There was the same take out sign, the counter boy, the smells, the bearded customers, the same total absence of women. I bought the coffee and took the Sweet-n’-Low.
“May I use the bathroom?” I asked, readying myself for the mosque. But this time things were different.
“Bathroom in back,” said the youth.
“OK.”
“But no through door. Only here in back.”
“Only here?”
“Here.”
I went in the direction of the Casbah doors, but before I got there I saw the john. Nothing special, just a normal dumpy room like you find in a normal dumpy eatery. It had the international logo for “man” on it. There was no room or international logo for “woman.”

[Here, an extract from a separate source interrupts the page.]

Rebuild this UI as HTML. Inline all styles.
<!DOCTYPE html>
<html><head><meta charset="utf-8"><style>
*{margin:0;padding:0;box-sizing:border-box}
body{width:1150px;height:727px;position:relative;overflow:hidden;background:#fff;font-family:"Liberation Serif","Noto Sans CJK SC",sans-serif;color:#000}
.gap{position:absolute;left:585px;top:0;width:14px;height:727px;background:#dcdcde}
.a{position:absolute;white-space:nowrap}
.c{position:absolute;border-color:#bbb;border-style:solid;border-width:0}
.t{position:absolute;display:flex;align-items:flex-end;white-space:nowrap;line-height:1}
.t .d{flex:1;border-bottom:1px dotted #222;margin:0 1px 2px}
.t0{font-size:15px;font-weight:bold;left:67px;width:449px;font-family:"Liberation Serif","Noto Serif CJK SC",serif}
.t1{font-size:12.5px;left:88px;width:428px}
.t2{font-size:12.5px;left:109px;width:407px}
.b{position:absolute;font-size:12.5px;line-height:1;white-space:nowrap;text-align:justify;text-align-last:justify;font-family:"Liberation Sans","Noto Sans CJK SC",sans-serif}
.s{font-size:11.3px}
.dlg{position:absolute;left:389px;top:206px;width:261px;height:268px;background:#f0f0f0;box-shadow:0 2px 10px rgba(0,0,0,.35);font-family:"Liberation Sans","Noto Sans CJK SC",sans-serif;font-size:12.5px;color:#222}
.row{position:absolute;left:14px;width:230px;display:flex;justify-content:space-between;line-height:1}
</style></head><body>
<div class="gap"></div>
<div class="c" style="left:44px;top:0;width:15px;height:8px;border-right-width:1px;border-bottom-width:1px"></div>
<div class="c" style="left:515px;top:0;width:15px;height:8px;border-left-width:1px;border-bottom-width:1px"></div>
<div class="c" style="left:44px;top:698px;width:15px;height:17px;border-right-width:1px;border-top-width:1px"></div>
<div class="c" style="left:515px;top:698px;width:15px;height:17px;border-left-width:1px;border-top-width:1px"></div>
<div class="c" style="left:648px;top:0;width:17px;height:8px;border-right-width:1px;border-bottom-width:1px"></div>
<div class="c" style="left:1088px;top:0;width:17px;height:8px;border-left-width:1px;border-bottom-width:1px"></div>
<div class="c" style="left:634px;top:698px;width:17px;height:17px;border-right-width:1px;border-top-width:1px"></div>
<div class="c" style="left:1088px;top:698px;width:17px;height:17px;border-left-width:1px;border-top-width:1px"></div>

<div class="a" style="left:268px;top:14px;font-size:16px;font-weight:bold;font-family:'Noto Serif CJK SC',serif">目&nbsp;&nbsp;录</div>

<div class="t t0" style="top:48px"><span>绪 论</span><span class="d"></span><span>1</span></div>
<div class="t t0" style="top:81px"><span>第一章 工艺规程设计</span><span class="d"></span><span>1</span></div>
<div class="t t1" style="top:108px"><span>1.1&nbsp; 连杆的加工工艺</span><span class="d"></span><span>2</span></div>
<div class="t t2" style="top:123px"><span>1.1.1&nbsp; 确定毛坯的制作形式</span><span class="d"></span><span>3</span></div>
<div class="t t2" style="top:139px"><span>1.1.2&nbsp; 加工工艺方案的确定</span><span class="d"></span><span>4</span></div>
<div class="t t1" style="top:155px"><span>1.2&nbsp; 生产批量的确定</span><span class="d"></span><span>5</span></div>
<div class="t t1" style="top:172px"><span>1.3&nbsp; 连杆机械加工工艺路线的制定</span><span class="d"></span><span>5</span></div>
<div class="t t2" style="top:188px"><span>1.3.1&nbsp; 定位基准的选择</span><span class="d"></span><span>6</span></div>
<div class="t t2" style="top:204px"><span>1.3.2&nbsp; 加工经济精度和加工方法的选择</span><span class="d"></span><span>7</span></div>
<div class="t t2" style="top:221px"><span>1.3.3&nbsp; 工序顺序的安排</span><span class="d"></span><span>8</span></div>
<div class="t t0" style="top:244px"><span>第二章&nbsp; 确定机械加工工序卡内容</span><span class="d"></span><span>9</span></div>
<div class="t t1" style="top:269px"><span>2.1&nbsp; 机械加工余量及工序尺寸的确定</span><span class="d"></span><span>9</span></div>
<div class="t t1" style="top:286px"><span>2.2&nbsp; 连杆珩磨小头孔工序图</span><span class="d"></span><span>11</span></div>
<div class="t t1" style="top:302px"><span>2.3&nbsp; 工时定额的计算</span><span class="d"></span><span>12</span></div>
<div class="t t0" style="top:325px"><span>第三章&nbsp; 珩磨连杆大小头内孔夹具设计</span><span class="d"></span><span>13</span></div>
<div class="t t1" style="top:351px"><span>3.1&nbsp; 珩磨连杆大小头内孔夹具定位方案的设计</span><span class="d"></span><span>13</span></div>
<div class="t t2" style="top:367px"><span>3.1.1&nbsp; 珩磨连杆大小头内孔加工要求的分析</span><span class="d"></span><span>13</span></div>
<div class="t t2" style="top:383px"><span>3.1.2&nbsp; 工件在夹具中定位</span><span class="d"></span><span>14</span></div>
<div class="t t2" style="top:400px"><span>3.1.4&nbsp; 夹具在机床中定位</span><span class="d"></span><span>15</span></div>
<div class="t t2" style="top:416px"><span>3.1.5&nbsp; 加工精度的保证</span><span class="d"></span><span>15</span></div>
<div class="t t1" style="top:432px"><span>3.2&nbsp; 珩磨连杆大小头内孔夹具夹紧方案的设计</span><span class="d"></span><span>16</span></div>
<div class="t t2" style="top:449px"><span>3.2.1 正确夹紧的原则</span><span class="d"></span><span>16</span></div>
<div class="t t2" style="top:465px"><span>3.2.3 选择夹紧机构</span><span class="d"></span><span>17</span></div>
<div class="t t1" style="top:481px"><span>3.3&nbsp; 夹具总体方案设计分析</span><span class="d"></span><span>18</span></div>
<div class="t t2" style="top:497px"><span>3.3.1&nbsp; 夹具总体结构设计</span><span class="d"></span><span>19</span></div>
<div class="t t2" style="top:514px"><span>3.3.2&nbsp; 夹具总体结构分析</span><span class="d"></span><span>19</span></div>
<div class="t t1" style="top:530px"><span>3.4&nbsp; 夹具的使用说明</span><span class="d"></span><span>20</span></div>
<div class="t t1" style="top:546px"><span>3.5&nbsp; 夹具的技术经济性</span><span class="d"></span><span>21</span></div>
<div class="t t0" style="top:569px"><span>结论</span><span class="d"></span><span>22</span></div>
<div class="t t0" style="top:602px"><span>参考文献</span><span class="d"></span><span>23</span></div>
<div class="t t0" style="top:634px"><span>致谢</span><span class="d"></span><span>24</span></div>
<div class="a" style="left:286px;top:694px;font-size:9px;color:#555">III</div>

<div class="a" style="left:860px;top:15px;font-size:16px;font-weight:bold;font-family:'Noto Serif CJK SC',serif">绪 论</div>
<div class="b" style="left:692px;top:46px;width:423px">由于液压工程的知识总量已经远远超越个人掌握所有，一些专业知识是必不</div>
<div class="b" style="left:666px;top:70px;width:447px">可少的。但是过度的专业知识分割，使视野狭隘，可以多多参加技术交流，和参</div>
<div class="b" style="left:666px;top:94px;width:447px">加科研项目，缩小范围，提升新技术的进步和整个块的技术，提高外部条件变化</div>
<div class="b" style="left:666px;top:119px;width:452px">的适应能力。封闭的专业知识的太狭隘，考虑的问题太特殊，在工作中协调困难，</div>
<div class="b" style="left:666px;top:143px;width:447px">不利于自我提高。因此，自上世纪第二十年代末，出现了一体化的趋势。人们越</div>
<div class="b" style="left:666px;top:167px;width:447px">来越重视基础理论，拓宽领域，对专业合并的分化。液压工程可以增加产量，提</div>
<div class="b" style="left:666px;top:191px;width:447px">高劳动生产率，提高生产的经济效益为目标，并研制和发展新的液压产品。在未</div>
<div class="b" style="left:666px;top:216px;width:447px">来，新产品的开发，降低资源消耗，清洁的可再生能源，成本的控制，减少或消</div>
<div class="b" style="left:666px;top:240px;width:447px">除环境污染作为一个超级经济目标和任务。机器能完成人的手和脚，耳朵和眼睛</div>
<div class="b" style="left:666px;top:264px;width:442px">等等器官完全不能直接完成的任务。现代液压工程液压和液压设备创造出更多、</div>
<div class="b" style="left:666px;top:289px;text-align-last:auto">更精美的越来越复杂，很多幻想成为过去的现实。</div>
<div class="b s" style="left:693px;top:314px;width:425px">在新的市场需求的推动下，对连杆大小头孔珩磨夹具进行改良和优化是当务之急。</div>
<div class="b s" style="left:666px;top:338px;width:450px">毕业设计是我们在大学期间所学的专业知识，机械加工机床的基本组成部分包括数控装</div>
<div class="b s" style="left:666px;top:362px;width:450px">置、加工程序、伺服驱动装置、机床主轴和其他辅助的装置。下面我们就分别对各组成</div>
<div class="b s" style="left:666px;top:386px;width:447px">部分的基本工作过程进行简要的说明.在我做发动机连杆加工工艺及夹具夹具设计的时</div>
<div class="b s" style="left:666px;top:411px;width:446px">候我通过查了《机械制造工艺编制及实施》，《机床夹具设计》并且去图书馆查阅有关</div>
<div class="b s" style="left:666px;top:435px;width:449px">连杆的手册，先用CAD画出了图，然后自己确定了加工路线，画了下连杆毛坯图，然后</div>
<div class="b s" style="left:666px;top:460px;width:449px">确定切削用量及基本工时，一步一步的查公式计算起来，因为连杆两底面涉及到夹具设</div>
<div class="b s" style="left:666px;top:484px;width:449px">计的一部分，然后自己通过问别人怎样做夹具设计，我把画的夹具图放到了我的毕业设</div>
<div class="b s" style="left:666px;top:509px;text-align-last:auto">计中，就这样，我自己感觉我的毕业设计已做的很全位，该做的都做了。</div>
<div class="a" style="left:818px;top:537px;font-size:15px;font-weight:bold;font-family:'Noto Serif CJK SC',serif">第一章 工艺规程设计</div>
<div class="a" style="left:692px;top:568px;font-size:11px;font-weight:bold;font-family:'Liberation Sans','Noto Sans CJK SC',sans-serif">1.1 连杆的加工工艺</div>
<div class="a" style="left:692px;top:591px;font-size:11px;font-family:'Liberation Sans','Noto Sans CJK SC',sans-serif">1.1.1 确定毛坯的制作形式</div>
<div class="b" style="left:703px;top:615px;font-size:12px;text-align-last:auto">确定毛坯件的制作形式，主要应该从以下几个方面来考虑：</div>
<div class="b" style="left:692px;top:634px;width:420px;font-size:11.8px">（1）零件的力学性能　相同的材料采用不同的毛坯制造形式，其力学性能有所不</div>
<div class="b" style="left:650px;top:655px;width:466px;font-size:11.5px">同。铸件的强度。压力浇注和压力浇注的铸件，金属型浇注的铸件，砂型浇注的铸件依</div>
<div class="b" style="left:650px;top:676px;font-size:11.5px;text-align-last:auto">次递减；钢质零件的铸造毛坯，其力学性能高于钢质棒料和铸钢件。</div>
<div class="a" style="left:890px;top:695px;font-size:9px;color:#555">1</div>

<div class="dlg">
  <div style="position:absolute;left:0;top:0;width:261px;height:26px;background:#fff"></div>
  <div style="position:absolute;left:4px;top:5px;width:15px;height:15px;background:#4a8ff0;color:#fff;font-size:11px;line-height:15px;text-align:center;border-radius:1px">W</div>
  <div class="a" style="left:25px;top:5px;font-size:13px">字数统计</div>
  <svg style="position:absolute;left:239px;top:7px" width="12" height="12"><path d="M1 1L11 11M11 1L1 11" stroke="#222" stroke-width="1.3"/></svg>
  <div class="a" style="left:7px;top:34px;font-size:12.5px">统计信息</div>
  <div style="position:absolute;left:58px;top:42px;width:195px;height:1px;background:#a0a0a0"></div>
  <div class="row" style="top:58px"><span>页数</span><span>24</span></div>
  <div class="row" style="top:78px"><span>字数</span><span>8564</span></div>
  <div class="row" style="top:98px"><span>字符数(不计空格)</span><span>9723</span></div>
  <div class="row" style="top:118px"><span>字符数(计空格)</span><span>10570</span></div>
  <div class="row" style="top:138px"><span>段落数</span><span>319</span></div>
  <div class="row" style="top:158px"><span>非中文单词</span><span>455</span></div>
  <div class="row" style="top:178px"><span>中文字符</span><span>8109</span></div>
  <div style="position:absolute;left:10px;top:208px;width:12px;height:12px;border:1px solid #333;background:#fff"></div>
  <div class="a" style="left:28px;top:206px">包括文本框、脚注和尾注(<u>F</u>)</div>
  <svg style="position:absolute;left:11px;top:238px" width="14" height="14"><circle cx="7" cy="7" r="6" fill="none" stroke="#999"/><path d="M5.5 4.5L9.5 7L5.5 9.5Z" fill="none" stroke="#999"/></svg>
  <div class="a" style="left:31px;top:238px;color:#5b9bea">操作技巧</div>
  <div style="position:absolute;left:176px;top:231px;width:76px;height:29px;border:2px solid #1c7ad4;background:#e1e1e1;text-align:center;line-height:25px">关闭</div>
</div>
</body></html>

And you could tell it was a men’s bathroom. The seat was up, the toilet paper dispenser was empty, and the mirror was broken. I wondered why I could not use the mosque anymore. I missed the trough and the ablution signs with their distaff instructions. I even missed the angry, tender posters. But there wasn’t time to wonder. I had to pee so bad that when I sat on the toilet, I almost moaned.
I had barely finished and pulled up my jeans when a furious knocking sounded on the door. I unlatched it and a robed customer almost fell inside. I was shocked: here was a man in a place that was normally pure of women, yet he was so anxious to get in the bathroom that he practically pushed himself at me. What had happened to his pious reserve? What urges had obliterated his temperance? Would he find the means to express those urges? And if so, how?
I scurried from the bathroom, feeling somehow less human, even less feminine. I wondered if I should start taking estrogen. I thought about calling my doctor, whose name is like good, frozen glatt.